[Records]
================================

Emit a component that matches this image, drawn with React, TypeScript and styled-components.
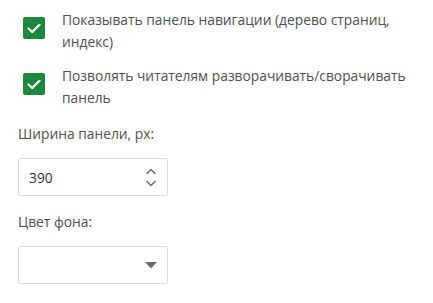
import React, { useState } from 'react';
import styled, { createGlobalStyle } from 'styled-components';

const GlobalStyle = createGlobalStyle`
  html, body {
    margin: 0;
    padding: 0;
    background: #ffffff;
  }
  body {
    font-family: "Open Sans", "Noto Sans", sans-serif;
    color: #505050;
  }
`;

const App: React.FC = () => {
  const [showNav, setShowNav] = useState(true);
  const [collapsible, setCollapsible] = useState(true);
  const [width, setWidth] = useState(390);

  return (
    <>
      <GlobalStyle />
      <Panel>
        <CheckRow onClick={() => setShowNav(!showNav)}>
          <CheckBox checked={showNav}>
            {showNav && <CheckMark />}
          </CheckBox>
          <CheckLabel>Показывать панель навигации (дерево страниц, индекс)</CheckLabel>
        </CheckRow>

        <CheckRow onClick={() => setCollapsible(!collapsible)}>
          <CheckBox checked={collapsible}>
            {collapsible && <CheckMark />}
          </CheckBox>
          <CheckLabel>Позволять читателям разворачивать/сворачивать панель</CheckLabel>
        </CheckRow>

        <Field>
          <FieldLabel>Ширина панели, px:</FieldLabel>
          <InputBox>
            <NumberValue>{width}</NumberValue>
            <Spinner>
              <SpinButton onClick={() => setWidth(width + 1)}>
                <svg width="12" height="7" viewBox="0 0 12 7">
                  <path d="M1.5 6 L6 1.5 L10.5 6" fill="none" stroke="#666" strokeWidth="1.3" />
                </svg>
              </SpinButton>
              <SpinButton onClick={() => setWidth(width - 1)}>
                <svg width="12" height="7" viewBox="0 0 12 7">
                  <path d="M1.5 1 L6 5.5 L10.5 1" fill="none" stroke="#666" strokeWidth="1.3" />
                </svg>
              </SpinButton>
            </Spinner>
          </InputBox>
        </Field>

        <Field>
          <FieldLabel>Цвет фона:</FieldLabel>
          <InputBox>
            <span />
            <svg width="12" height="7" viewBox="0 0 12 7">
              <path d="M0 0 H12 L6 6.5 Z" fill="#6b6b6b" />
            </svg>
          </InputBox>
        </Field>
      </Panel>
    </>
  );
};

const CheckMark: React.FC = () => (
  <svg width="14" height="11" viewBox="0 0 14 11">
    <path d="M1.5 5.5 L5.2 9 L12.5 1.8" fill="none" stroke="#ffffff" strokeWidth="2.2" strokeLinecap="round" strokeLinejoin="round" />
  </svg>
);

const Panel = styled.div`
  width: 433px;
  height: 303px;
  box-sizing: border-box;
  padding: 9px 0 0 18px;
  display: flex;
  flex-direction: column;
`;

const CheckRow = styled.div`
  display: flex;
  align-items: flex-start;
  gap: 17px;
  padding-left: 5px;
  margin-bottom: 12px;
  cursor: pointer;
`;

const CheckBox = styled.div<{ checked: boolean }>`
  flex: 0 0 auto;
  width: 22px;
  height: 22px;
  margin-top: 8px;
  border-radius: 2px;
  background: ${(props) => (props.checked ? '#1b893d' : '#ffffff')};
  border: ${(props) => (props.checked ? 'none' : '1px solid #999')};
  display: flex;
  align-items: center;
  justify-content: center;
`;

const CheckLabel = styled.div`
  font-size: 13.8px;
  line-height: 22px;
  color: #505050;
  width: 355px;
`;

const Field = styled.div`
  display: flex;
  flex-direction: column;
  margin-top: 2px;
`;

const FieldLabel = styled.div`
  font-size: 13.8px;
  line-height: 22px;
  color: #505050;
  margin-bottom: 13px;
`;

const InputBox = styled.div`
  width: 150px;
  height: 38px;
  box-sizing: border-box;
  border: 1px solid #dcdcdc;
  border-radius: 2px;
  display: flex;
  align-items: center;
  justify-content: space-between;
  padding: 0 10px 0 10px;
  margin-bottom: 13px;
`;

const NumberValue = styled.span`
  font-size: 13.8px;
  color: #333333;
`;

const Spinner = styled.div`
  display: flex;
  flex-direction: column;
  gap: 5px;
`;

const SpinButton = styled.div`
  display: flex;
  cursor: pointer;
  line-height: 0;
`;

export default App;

================================

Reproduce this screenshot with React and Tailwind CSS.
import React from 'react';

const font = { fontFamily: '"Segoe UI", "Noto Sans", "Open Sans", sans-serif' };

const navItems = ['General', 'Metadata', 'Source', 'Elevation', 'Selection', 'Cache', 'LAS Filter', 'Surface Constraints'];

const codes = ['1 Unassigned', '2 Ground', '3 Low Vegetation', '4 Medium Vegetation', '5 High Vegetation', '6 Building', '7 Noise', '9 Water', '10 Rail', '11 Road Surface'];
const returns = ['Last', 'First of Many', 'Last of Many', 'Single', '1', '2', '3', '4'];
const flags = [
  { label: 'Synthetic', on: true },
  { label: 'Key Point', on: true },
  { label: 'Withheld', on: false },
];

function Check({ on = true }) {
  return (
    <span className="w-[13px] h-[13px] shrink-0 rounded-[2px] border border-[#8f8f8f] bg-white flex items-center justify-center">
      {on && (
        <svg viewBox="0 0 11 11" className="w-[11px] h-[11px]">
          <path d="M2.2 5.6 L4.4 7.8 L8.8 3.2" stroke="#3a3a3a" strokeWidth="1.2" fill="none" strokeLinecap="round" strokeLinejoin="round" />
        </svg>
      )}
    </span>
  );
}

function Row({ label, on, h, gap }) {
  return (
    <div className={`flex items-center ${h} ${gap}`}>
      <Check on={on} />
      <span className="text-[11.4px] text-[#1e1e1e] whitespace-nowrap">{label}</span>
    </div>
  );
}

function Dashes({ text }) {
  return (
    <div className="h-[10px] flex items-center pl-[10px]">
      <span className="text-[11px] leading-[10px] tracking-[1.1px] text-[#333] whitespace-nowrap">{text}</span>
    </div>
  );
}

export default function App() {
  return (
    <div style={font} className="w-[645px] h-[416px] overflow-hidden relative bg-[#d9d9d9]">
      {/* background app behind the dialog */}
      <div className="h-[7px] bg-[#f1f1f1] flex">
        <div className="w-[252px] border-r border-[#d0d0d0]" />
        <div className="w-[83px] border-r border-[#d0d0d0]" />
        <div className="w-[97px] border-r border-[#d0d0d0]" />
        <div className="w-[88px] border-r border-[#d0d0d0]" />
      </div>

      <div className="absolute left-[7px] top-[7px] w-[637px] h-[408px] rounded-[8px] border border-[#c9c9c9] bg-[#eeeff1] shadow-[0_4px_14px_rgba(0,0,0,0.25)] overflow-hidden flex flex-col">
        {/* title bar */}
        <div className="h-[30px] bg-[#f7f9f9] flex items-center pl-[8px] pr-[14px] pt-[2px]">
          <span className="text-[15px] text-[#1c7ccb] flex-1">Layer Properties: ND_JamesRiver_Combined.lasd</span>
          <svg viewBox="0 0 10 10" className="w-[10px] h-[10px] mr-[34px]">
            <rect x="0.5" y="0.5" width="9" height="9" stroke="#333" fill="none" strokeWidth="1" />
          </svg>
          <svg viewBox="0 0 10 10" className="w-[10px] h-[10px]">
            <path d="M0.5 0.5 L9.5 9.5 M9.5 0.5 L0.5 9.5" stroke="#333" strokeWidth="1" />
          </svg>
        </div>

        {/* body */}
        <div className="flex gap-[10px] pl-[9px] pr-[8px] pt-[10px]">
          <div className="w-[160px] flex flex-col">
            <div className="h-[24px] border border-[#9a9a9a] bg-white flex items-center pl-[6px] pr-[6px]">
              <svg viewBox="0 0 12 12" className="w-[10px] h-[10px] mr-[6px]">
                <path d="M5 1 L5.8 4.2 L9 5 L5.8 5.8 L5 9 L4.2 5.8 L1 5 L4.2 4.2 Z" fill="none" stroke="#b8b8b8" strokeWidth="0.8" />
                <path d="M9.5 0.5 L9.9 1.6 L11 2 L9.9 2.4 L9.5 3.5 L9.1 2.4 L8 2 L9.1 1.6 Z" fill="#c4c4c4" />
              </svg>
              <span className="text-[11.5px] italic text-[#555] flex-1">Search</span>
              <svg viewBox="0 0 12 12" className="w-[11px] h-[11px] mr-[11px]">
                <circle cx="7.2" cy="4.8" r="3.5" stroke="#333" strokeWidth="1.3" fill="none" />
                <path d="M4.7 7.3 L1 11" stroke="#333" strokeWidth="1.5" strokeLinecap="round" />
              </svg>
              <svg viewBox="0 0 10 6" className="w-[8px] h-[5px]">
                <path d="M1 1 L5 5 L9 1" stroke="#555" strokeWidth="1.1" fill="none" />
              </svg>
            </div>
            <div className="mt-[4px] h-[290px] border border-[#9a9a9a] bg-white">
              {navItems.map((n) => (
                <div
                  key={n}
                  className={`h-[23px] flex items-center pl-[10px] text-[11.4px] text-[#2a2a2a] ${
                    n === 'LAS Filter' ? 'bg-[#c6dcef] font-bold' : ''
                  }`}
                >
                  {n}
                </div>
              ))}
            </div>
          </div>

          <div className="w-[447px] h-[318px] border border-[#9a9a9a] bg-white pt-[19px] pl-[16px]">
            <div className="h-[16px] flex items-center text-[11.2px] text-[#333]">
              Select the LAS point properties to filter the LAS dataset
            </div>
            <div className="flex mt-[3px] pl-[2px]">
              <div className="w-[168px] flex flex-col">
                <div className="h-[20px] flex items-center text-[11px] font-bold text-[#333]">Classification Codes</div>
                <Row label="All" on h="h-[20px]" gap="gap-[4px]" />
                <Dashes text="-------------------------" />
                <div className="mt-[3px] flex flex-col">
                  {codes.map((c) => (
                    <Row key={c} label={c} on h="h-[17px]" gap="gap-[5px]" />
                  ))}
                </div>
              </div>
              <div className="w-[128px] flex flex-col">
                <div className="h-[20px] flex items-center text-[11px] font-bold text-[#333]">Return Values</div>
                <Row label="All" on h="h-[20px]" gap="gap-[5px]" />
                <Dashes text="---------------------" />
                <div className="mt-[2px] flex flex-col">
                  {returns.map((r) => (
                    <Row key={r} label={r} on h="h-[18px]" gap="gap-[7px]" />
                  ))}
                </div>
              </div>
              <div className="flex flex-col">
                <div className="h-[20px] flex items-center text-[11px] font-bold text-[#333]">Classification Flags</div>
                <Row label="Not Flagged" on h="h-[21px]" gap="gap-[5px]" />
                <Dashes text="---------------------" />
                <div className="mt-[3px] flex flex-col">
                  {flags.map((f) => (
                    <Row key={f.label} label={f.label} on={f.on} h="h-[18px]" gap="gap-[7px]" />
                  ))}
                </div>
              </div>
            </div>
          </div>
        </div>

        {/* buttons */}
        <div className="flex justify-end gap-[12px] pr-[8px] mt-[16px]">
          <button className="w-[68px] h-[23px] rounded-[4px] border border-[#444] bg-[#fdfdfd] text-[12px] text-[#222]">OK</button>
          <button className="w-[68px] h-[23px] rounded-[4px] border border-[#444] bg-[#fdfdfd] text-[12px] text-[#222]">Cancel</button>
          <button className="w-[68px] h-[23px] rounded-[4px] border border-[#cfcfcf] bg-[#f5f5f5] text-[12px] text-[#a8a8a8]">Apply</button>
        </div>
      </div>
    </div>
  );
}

================================

* **WHAT YOU NEED TO DO**: Quote word for word the lines from the line holding "Reproduce this screenshot" through the line holding "Filter', 'Surface Constraints'];"; include both of those lines and add nothing.

* **SOLVED PROBLEM**:
Reproduce this screenshot with React and Tailwind CSS.
import React from 'react';

const font = { fontFamily: '"Segoe UI", "Noto Sans", "Open Sans", sans-serif' };

const navItems = ['General', 'Metadata', 'Source', 'Elevation', 'Selection', 'Cache', 'LAS Filter', 'Surface Constraints'];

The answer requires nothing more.